= RespireRx =

Pharmaceutical company

RespireRx Pharmaceuticals Inc. (until 2015 Cortex Pharmaceuticals, Inc.) is a pharmaceutical company based in Glen Rock, New Jersey specializing in positive allosteric modulators of the AMPA receptor known as Ampakines and cannabinoids.

==History==
In February 2005, Cortex received U.S. Food and Drug Administration approval to begin Phase II clinical trials for CX717 for use as a treatment for Alzheimer’s, ADHD and Sleep disorders.
In 2006, The FDA halted clinical trials for CX717 because they feared the drug was toxic. They later allowed testing to continue but at doses too low to have any effect.
In July 2007, The FDA gave Cortex permission to continue with clinical trials for CX717, as a treatment for Alzheimer's disease.
In September 2007, Cortex filed with the FDA to test CX717 as a treatment for ADHD.
In October 2007, Dr. Pierre Tran became Chief Medical Officer at Cortex after the FDA refused to let the company proceed with Phase II clinical trials for CX717 as a treatment for ADHD.
In March 2008, German regulators approved clinical studies for using CX717 to prevent breathing problems caused by opiate pain-killers. In May 2008, President and CEO Dr. Roger Stoll announced that he was resigning and would be replaced by Mark Varney. In March 2013, Dr. Arnold S. Lippa, was named chairman, President, and CEO, taking over leadership of the company. In August 2015, Dr. James S. Manuso, was appointed president, CEO, and Vice Chairman. Dr. Manuso led the company until his resignation on September 30, 2018. Following his departure, Dr. Arnold S. Lippa returned to the leadership team as Interim Chief Executive Officer and Interim President on October 12, 2018, positions he held until May 6, 2020. Timothy Jones assumed the roles of President and CEO until January 31, 2022. Currently, Dr. Arnold S. Lippa is Interim CEO and Interim President, while continuing to serve as Executive Chairman and Chief Scientific Officer (as of 2025).
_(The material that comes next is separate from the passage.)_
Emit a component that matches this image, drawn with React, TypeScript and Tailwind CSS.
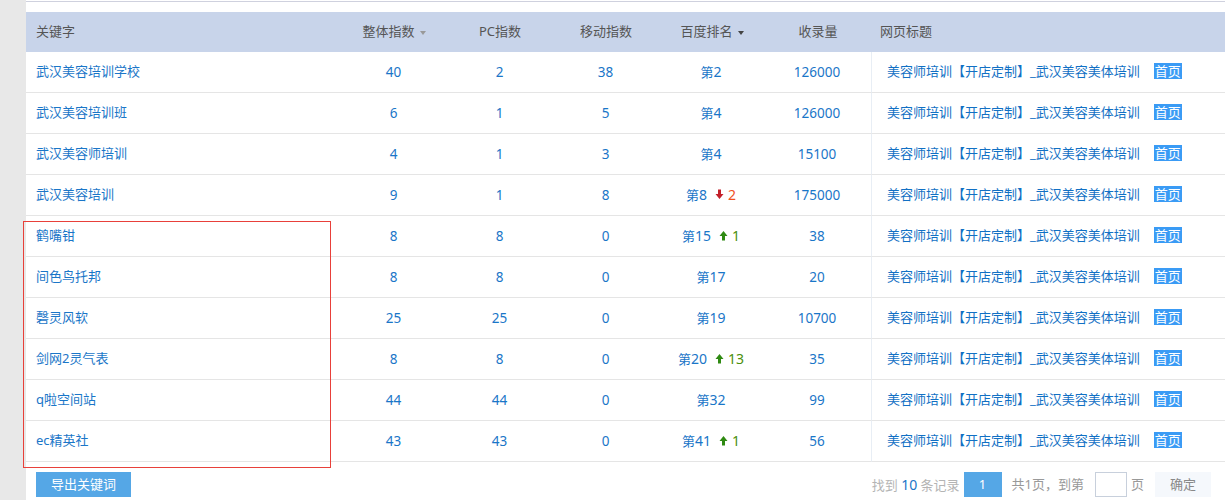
const rows = [
  { keyword: '武汉美容培训学校', total: 40, pc: 2, mobile: 38, rank: 2, count: 126000 },
  { keyword: '武汉美容培训班', total: 6, pc: 1, mobile: 5, rank: 4, count: 126000 },
  { keyword: '武汉美容师培训', total: 4, pc: 1, mobile: 3, rank: 4, count: 15100 },
  { keyword: '武汉美容培训', total: 9, pc: 1, mobile: 8, rank: 8, change: -2, count: 175000 },
  { keyword: '鹤嘴钳', total: 8, pc: 8, mobile: 0, rank: 15, change: 1, count: 38 },
  { keyword: '间色鸟托邦', total: 8, pc: 8, mobile: 0, rank: 17, count: 20 },
  { keyword: '磬灵风软', total: 25, pc: 25, mobile: 0, rank: 19, count: 10700 },
  { keyword: '剑网2灵气表', total: 8, pc: 8, mobile: 0, rank: 20, change: 13, count: 35 },
  { keyword: 'q啦空间站', total: 44, pc: 44, mobile: 0, rank: 32, count: 99 },
  { keyword: 'ec精英社', total: 43, pc: 43, mobile: 0, rank: 41, change: 1, count: 56 },
];

const Arrow = ({ up }: { up: boolean }) => (
  <svg width="9" height="11" viewBox="0 0 9 11" className="inline-block">
    {up ? (
      <path d="M4.5 1 L8.5 6 H6 V10.5 H3 V6 H0.5 Z" fill="#2f8a12" />
    ) : (
      <path d="M3 0.5 H6 V5 H8.5 L4.5 10 L0.5 5 H3 Z" fill="#c3202a" />
    )}
  </svg>
);

const App = () => {
  return (
    <div
      className="flex h-[500px] w-[1225px] overflow-hidden bg-white text-[13px] text-[#1a76c8]"
      style={{ fontFamily: '"Noto Sans", "Noto Sans CJK SC", sans-serif' }}
    >
      <div className="w-[26px] shrink-0 bg-[#e8e8e8]" />
      <div className="relative flex-1">
        <div className="mt-px h-[11px] border-t border-[#cfd1de]" />

        <table className="w-full table-fixed border-separate border-spacing-0">
          <thead>
            <tr className="h-[40px] bg-[#c8d4ea] text-[#555555]">
              <th className="w-[315px] pl-[10px] text-left font-normal">关键字</th>
              <th className="w-[106px] font-normal">
                整体指数
                <span className="ml-[5px] inline-block border-x-[3px] border-t-[4px] border-x-transparent border-t-[#999999] align-middle" />
              </th>
              <th className="w-[106px] font-normal">PC指数</th>
              <th className="w-[106px] font-normal">移动指数</th>
              <th className="w-[106px] font-normal">
                百度排名
                <span className="ml-[5px] inline-block border-x-[3px] border-t-[4px] border-x-transparent border-t-[#444444] align-middle" />
              </th>
              <th className="w-[106px] font-normal">收录量</th>
              <th className="pl-[9px] text-left font-normal">网页标题</th>
            </tr>
          </thead>
          <tbody>
            {rows.map((row) => (
              <tr key={row.keyword} className="h-[41px] text-center">
                <td className="border-b border-[#e5e5e5] pl-[10px] text-left">{row.keyword}</td>
                <td className="border-b border-[#e5e5e5] pr-px text-[13.5px]">{row.total}</td>
                <td className="border-b border-[#e5e5e5] pr-px text-[13.5px]">{row.pc}</td>
                <td className="border-b border-[#e5e5e5] pr-px text-[13.5px]">{row.mobile}</td>
                <td className="border-b border-[#e5e5e5] pr-[2px]">
                  第<span className="text-[14px]">{row.rank}</span>
                  {row.change !== undefined && (
                    <span className="ml-[8px] inline-flex items-center gap-[4px]">
                      <Arrow up={row.change > 0} />
                      <span className={row.change > 0 ? 'text-[14px] text-[#4b8f0c]' : 'text-[14px] text-[#f0501e]'}>
                        {Math.abs(row.change)}
                      </span>
                    </span>
                  )}
                </td>
                <td className="border-b border-[#e5e5e5] pr-[2px] text-[13.5px]">{row.count}</td>
                <td className="border-b border-l border-b-[#e5e5e5] border-l-[#e8eef5] pl-[15px] text-left text-[#1170c4]">
                  美容师培训【开店定制】_武汉美容美体培训
                  <span className="ml-[14px] inline-block h-[16px] w-[28px] bg-[#3a9bf5] text-center leading-[16px] text-white">
                    首页
                  </span>
                </td>
              </tr>
            ))}
          </tbody>
        </table>

        <div className="flex items-center justify-between pl-[10px] pr-[14px] pt-[10px]">
          <button className="h-[25px] w-[95px] bg-[#55a7e6] text-white">导出关键词</button>
          <div className="flex items-center text-[#b4b4b4]">
            <span>
              找到 <span className="text-[14px] text-[#1a76c8]">10</span> 条记录
            </span>
            <span className="ml-[4px] h-[25px] w-[38px] bg-[#55a7e6] text-center leading-[25px] text-white">1</span>
            <span className="ml-[10px] text-[#999999]">共1页，到第</span>
            <input className="ml-[11px] h-[25px] w-[32px] border border-[#c8d0dc] bg-white" />
            <span className="ml-[4px] text-[#999999]">页</span>
            <button className="ml-[11px] h-[25px] w-[56px] bg-[#f5f8fc] text-[#888888]">确定</button>
          </div>
        </div>

        {/* hand-drawn annotation box over the rows */}
        <div className="pointer-events-none absolute left-[-3px] top-[221px] h-[247px] w-[308px] border border-[#e8403a]" />
      </div>
    </div>
  );
};

export default App;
On June 13, 2018, RespireRx Pharmaceuticals Inc. entered into a letter of intent with Noramco Inc., a producer of controlled substances bulk APIs for the pharmaceutical industry, pursuant to which the parties have entered into a 90-day period, during which they will negotiate a definitive agreement regarding the RespireRx's development of dronabinol, a synthetic cannabinoid, also known as Δ9-tetrahydrocannabinol or Δ9-THC.

As of October 2025, none of the company's drug candidates have received regulatory approval (latest Form 10-K report December 2022).